Based on what you've written here, it sounds like you're already doing this, so what's stopping you from continuing? Is it the character limit on Discord? Because, unless someone else is paying for it, I'm not buying Nitro just to be able to post an RP response.

If I'm ever perceived as shy by anyone, it's because of attitudes like yours. You kink-shamed my favorite kinks in your first post of this thread under the guise of 'protecting users from themselves.' I don't need anyone's protection. What I need is critical exploration and creative expression, no matter how dark the subject matter. 'Cuz life's real grim right now, anyway, so it's nice that fiction allows a writer the ability to guide and control that grimness, shaping and bending it to their will. The writer is who has power over what they are writing, not the other way around.
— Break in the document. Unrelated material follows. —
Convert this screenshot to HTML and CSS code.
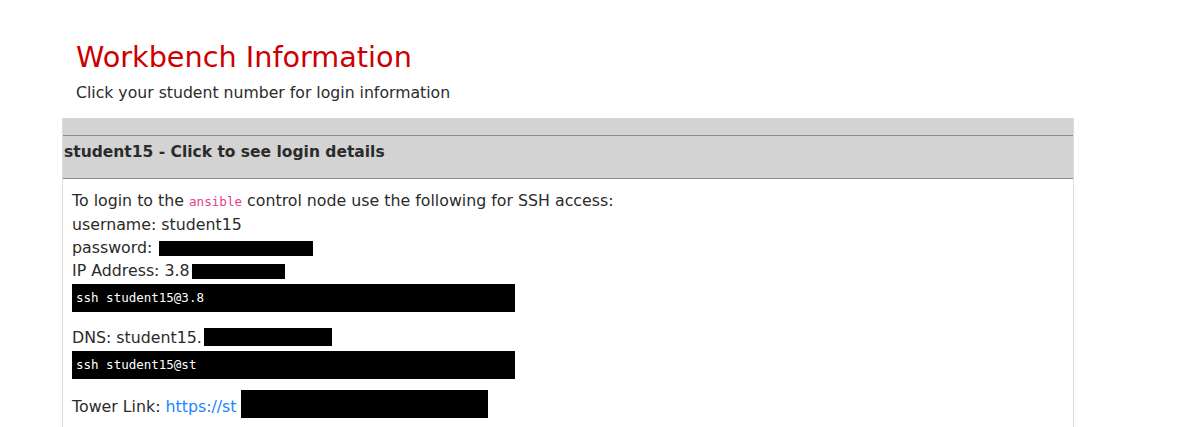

Reasons why I don't always feel like I fit in on this site is because my interests tend to get kink or slut shamed, even if not directed at me, personally. I wouldn't say this is part of the overall culture of the site, however. When I first joined, this forum felt very sex positive, and it was a welcomed feeling. I don't typically say anything when I see off-hand comments, because everyone is entitled to their opinion. No one is required to like the same things I do, and their opinion is just as verifiable as my own.

So I'd rather write about my favorite kinks here, publicly, knowing 1) no one's going to read it 2) no one's going to call me out for it as long as I'm following site rules and 3) maybe it'll attract more kindred spirits who are also interested in exploring the multifaceted dimensions of the human experience.

I've had two members from this site basically pretend to want to plot with me so they could get my Discord handle in order to do anything but plot on there. And since I'm trying to deal specifically in smut writing, online stalkers are always a valid concern. I can understand why some people might feel cautious giving their handle out.